My command line skills are limited to the terms I learned while working my way through the excellent Command-Line Murder Mystery challenge.
Commands like head
and tail
were used there to expose evidence files, in order to get a sense of what they contained. I’ve moved onto less
(and it’s lesser cousin more
) for paging through a file’s content but have unfortunately never since had to scour through anything as interesting as evidence files.
In my working life I am happiest when lodged firmly in GUI land. I like VSCode and even though it has an integrated terminal, I’m content to do most of my work away from the shell.
Recently though, my work has migrated to a remote server which has not been sullied by graphical interfaces and I am having to come to terms with unix commands and vim (here’s a cool vim cheatsheet where I discovered how to yank.)
I’m running a process which takes yonks and keeps failing about 3/4’s of the way through.

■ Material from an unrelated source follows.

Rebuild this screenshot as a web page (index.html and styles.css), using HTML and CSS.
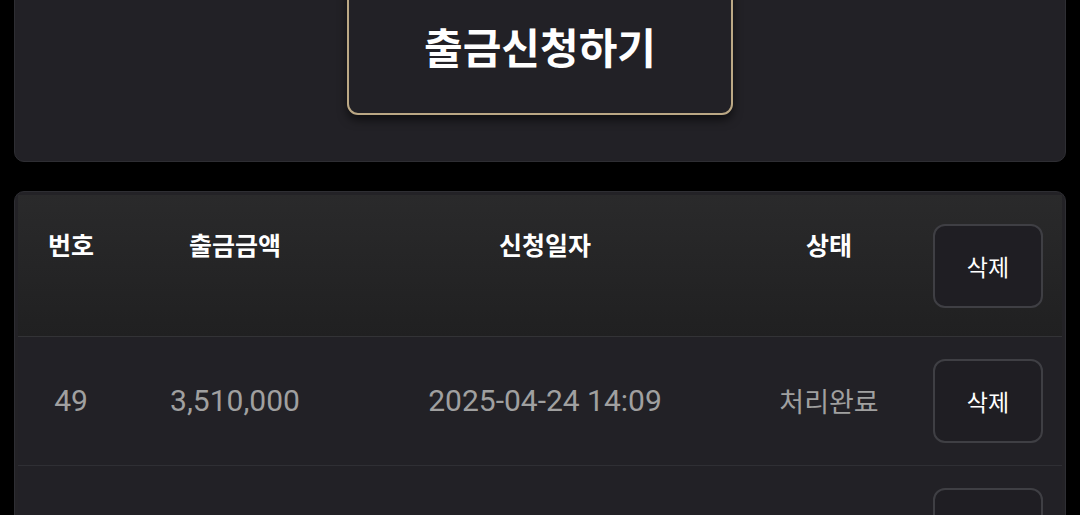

Who knows why - it’s a mystery. Or at least it may as well be as my logs are a bit useless.
I’m basically running bulk inserts into an elasticsearch index, running 500 documents at a time. In my wisdom I thought a handy log message would be “Hey Whatapalaver - you’ve just bulk imported 500 documents - you coding rockstar!”

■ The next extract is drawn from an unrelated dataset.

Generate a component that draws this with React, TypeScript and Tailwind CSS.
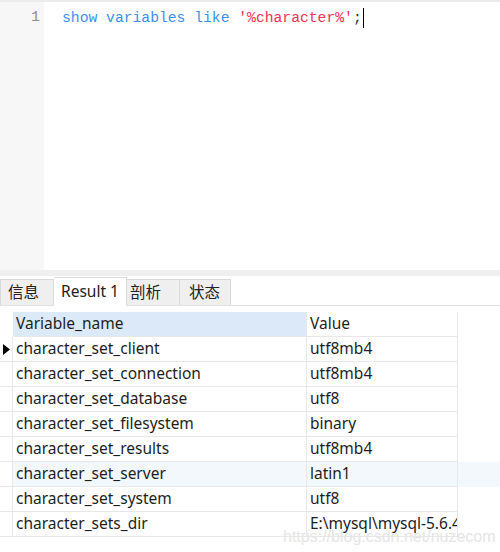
import React from "react";

const rows: [string, string][] = [
  ["character_set_client", "utf8mb4"],
  ["character_set_connection", "utf8mb4"],
  ["character_set_database", "utf8"],
  ["character_set_filesystem", "binary"],
  ["character_set_results", "utf8mb4"],
  ["character_set_server", "latin1"],
  ["character_set_system", "utf8"],
  ["character_sets_dir", "E:\\mysql\\mysql-5.6.4"],
];

export default function App() {
  return (
    <div
      className="relative w-[500px] h-[552px] bg-white flex flex-col overflow-hidden"
      style={{ fontFamily: '"Noto Sans", "Noto Sans CJK SC", sans-serif' }}
    >
      <div className="h-[2px] bg-[#ececec]" />
      {/* editor */}
      <div className="flex h-[268px]">
        <div className="w-[44px] bg-[#f7f7f7] flex justify-end pr-[4px] pt-[6px] text-[15px] text-[#8e8e8e] leading-[20px]" style={{ fontFamily: '"Liberation Mono", monospace' }}>
          1
        </div>
        <div className="flex-1 pl-[18px] pt-[6px] text-[14.7px] leading-[20px] flex items-start whitespace-pre" style={{ fontFamily: '"Liberation Mono", monospace' }}>
          <span className="text-[#3d8ff0]">{"show variables like "}</span>
          <span className="text-[#ea3553]">'%character%'</span>
          <span className="text-[#333]">;</span>
          <span className="inline-block w-[1px] h-[20px] bg-black ml-[1px]" />
        </div>
      </div>
      {/* splitter */}
      <div className="h-[6px] bg-[#efefef]" />
      {/* tabs */}
      <div className="flex h-[30px] items-end border-b border-[#e2e2e2] text-[15.5px] text-[#222]">
        <div className="w-[54px] h-[26px] bg-[#efefef] border border-[#dadada] border-b-0 flex items-center pl-[7px]">信息</div>
        <div className="w-[73px] h-[29px] bg-white border border-[#dadada] border-b-0 border-l-0 flex items-center pl-[7px] -mb-[1px]">Result 1</div>
        <div className="w-[53px] h-[26px] bg-[#efefef] border border-[#dadada] border-b-0 border-l-0 flex items-center pl-[3px]">剖析</div>
        <div className="w-[51px] h-[26px] bg-[#efefef] border border-[#dadada] border-b-0 border-l-0 flex items-center pl-[9px]">状态</div>
      </div>
      {/* table */}
      <div className="pt-[6px] text-[15.5px] text-[#1e1e1e]">
        <div className="flex h-[25px]">
          <div className="w-[13px]" />
          <div className="w-[294px] bg-[#dbe9f8] border-r border-b border-[#e8e8e8] flex items-center pl-[3px]">Variable_name</div>
          <div className="w-[151px] border-r border-b border-[#e8e8e8] flex items-center pl-[3px]">Value</div>
        </div>
        {rows.map(([k, v], i) => (
          <div key={k} className={`flex h-[25px] ${i === 5 ? "bg-[#f3f8fd]" : ""}`}>
            <div className="w-[13px] border-r border-b border-[#e8e8e8] bg-white flex items-center justify-center">
              {i === 0 && (
                <svg width="7" height="11" viewBox="0 0 7 11"><path d="M0 0 L7 5.5 L0 11 Z" fill="#000" /></svg>
              )}
            </div>
            <div className="w-[294px] border-r border-b border-[#e8e8e8] flex items-center pl-[3px]">{k}</div>
            <div className="w-[151px] border-r border-b border-[#e8e8e8] flex items-center pl-[3px] overflow-hidden whitespace-nowrap">{v}</div>
          </div>
        ))}
      </div>
      <div className="absolute left-[283px] top-[525px] text-[16px] text-[#e6e6e6] whitespace-nowrap" style={{ fontFamily: '"Liberation Sans", sans-serif' }}>
        https://blog.csdn.net/nuzecom
      </div>
    </div>
  );
}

Frankly that’s pretty useful and uplifting the first time round but when it crashes out somewhere between 1500 and 1763 repetitions into the run, it shows its weakness pretty quickly.
Needless to say I’ve since improved my log messages with a little counter that tells me the running tally of indexed documents and when the process finishes or crashes it dumps the guilty document.

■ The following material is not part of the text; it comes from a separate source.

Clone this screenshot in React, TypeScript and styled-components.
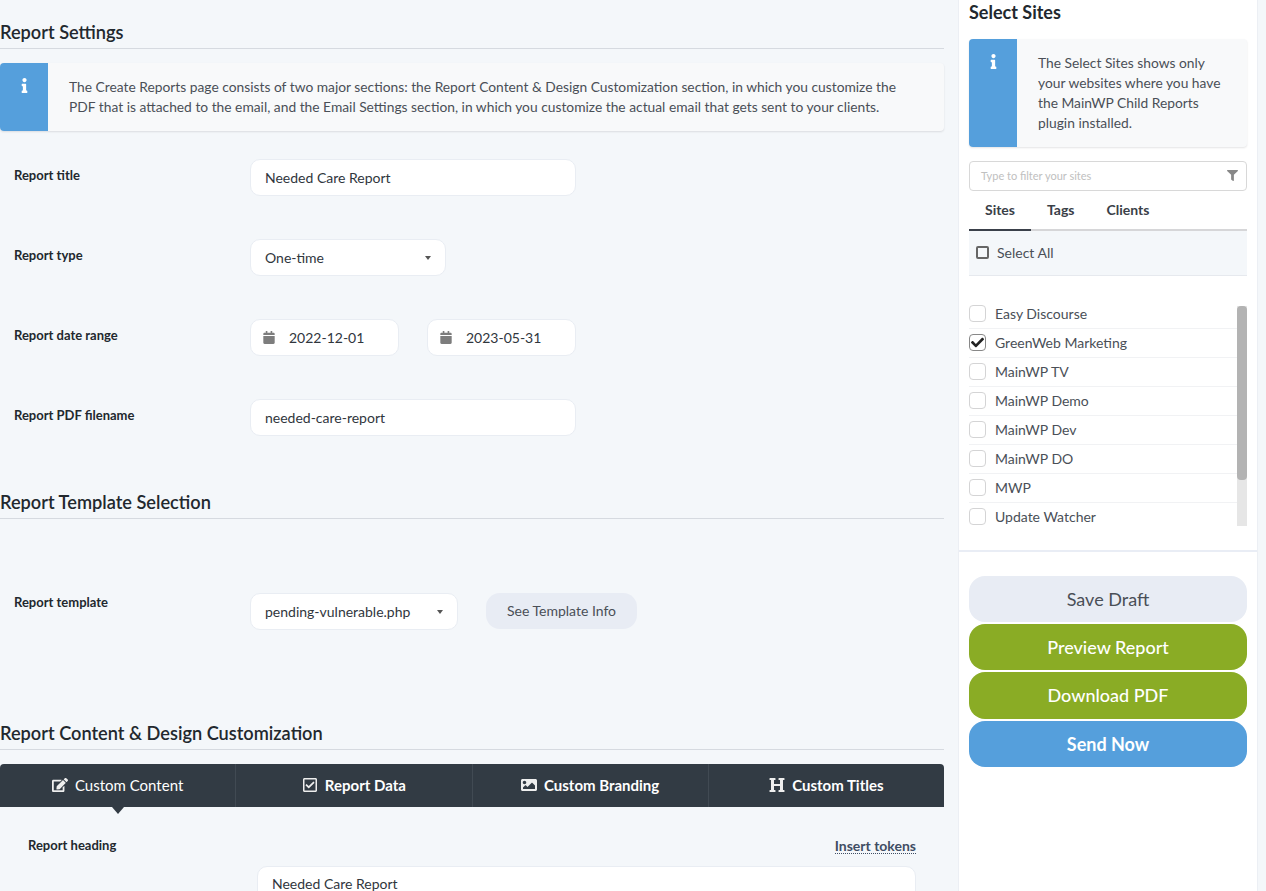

Initially when I ran my process, all my many print statements were displayed on the terminal for me to view live but as my process took so long to complete I found my ssh session was being timed out and crashing my process uneccessarily. I therefore prefixed my command with the unix command nohup
. I’m reading this as “no hangup” and it just means that your process will continue to run even after you log out (or get forcibly ejected).
nohup
also directs all the output messages to a log file ‘nohup.out’ which is where tail
comes in.
Tail Syntax and Examples
tail last 10 lines
In order to check on progress I was using tail nohup.out
to display the (default) last 10 lines of my log file.
tail -n lines
But maybe you want 20 lines - just use the -n flag
tail -n 20 nohup.out
tail multiple log files
Tail all log files at once:
tail *.log
or specific files:
tail first.log second.log
==> first.log <==
Hello World!
==> second.log <==
Goodbye World!
tail file with live updates (follow)
Following a file with tail is just what I needed. The process takes ages and I didn’t want to keep repeating my tail command. Adding the -f (follow) flag means that stdout is refreshed as the log file changes:
tail -f nohup.out
tail and grep combined for filtering crappy log messages
While I added more useful log messages (ie a counter), I forgot to remove my “coding rockstar” message and was getting an output like this:
Hey Whatapalaver - you've just bulk imported 500 documents - you coding rockstar!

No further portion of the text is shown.